I don't think there's any problem with that in many senses as I can't and won't expose myself in the same raw and open manner that Layne does. My image of her is something out of an acid trip and Pink Floyd and Ralph Steadman. It is a solid beam of light in darkness upon a collapsed doll, heaped upon itself. I would pick her up, would prop her body, would lift her face from her chest. Her deep, deep sadness like an icy wind from her limp body.

But I imagine my own energy, my own heat radiating back. Knowing the glow of positive energies, knowing that my life force is strong, that my will is strong, that my esteem is strong, that my mind is strong, that my body is strong and willing and capable.

I see in Layne an extreme, an apogee or nadir, I can't remember which right now. She is prostrate on the barrel's bottom, oozing into the corners as best she can. I can will anything I can get near, I can mend those broken synapses in her brain that were cut ages ago. I can, I know I can if I just will it hard enough. Its easier that way too and that's the kindred sense I have in her. I relate to her need to be needed by others, to please others, to do for others. There is no greater satisfaction than the gratitude of others, sometimes. I think Layne and I differ in our boundaries, she admits that hers are non existent where mine were shaped by my upbringing. Empathy imparted by my mother, logic from my father, slap them together and mix in the heritages from both sides, how I was raised, the lengths my mother went to to keep three kids and herself going.

My brother feels like he grew up poor and maybe we did, I don't think so. The house I grew up in used to be in books, it was a great big old house. The house we moved into in Vermont was built for us, we had land to roam on. I got to make the switch from suburbs outside Baltimore to countryside with my own kingdom. I was 11 when we moved to Vermont, the year before my 7th grade year. I moved to a tiny blink of a town on the central eastern border of Vermont, from 50,000 people to 2,200 in only 15 hours of driving.

He was already a teenager and, I think, burned about his crappy clothes we had, about the car we drove around in. My sister was well old enough to be on her own life path already. Six years is a long distance to span, especially at 11. With my mother working, I was left to go wild, to run through the woods, to learn how to throw a hatchet, to shooting BB guns at friends in mock wars among pine trees, to sleeping under my slanted skylight windows in winter and watching the freezing rain, slush and snow make ever changing worlds as they drifted off the lower edge only to be replaced by more snow, always more snow.

We would learn that shooting woodstoves with water was a cheap thrill but could also crack one. We learned that matches can combust without friction, just by lying on a hot stovetop. We would amuse ourselves with glowing red hot pokers plunged deep into snow drifts at the doors.

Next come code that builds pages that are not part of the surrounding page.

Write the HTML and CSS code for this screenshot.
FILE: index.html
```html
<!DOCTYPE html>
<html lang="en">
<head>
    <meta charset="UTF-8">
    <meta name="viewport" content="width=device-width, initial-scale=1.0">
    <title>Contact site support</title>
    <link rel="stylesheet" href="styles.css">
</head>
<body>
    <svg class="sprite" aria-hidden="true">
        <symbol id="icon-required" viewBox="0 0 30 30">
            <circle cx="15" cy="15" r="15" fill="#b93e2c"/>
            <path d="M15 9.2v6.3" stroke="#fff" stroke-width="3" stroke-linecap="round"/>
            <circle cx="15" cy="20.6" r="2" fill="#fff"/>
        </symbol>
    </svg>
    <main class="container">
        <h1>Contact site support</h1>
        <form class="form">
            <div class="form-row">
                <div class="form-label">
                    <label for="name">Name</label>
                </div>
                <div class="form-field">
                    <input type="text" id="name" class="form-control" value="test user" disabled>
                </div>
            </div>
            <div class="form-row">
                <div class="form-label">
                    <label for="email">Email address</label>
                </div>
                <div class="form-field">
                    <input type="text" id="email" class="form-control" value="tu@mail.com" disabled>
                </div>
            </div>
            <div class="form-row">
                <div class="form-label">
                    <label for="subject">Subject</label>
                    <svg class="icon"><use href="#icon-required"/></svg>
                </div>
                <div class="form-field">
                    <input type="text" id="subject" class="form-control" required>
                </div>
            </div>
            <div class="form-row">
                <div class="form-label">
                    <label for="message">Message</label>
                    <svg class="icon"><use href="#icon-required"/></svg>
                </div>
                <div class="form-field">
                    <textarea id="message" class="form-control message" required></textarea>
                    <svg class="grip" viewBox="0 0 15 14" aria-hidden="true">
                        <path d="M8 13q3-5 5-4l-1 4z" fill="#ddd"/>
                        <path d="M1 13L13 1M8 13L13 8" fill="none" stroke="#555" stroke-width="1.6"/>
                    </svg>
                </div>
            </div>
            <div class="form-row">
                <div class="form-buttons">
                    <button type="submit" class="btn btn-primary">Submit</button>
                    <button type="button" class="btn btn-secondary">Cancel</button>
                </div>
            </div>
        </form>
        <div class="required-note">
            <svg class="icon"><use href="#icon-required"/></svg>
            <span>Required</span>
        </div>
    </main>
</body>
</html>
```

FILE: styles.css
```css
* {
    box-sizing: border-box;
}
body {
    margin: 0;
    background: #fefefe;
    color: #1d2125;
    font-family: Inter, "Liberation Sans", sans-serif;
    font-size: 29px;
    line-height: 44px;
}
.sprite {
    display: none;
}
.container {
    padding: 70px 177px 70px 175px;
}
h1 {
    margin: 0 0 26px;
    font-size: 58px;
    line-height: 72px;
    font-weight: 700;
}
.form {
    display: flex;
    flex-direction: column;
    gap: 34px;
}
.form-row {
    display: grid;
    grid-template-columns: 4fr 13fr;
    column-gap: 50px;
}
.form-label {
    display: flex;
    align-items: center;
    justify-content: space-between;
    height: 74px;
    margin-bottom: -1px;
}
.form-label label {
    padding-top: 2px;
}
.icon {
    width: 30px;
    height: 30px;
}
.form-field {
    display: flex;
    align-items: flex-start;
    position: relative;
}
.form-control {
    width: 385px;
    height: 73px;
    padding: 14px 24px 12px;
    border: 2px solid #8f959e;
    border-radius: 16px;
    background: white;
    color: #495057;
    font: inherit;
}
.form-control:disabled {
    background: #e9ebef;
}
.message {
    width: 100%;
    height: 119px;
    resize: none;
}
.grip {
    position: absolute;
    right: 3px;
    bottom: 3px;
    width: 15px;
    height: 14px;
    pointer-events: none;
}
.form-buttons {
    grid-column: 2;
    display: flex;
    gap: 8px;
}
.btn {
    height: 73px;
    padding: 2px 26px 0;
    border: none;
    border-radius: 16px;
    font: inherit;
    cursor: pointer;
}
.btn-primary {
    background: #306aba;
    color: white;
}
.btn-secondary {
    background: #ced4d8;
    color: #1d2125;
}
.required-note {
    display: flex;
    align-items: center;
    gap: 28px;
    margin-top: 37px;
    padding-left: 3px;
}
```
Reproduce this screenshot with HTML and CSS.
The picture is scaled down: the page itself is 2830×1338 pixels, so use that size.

My youth was spent experimenting, trying and doing. It set me up for a lifetime of willingness to try, to want to give a shot to anything deemed worthwhile. Knowledge that continues to be a prime motivation. Did I know I could grow bonsai? No but I did it anyway and have gotten mildly decent in the six years or so I've been doing it. It has its own lessons, by the way.

I know that my hold on my life is tenuous. That this current state of things is just another step to the next state. I am in love, I have direction, I have to-do lists a mile long. But I'm rarely depressed even though I harbor no illusions to myself about the uphill battle I face as well as Layne. Its always uphill, for all of us. Its just a different hill. I guess the real question is where are you willing to stop climbing or where are you forced to stop for whatever reason? Limited by internal inhibitors, by upbringing, by perceived social strata, by economic classification.

The hard part for me is to find that one thing that brings me the ultimate pleasure, the thing I could do for the rest of my life, to pour myself into it, to live breathe and form my life around. I can't settle on just one, there are lots of things I'd love to do for a living but rationalize reasons why not. I need to focus on rationalizing why, not why not. Its so very, very easy to see the route that others should take to their salvation but one's own route must, for some reason, by obscured. Or it must obscure itself because I can see the vague outlines of how to do what I want but the focus isn't there.

I know the steps that must be taken to get there but they are wide apart in my mind, I need to fill in the leaps, make things more likely instead of just possible.
Will I get there? Damn, I don't know. Its too easy to lose sight of the goals as if I were on an undulating sea, lost in the troughs only to rise up to another crest and see how far I've drifted off course. That's why I keep the lists, the notes, the directional markers, those blocks in mind to pound the pitons in to secure the rope, no way am I going in without a safety rope to get the hell back out if I need to.

I don't know, my mind's a mess, cluttered and random. Tired, looking ahead to being tired tomorrow but also thinking about steps, tiny imperceptible actions that propel the drive to the goal. Finding it again each time the wave crests. Wondering, in the troughs, whether I'm moving towards the right goal but moving in that way in any case because direction must (it MUST) be better than being adrift. Though there's that part of the brain that wonders aloud (as always) if its such a good thing to have direction if that direction is toward personal destruction?

As I approach that moment in the night when I can decide to press on, regardless of the consequences, I wonder what a day without work might offer tomorrow. Knowing that I shouldn't but thinking that I should. Just be elsewhere for the day, work on me again, make those steps as big as I can, eat up the miles I know are awaiting me but also knowing that no race I'm in can be won in a day, it can only be won by applying me, all of me to each day as it comes. Riding the waves and moving toward where I want/need (there can be no difference at this point) to go.

But, as my tumblers filled with nothing but the vapors this is a natural place to put the wraps on whatever path I've been trying to take tonight.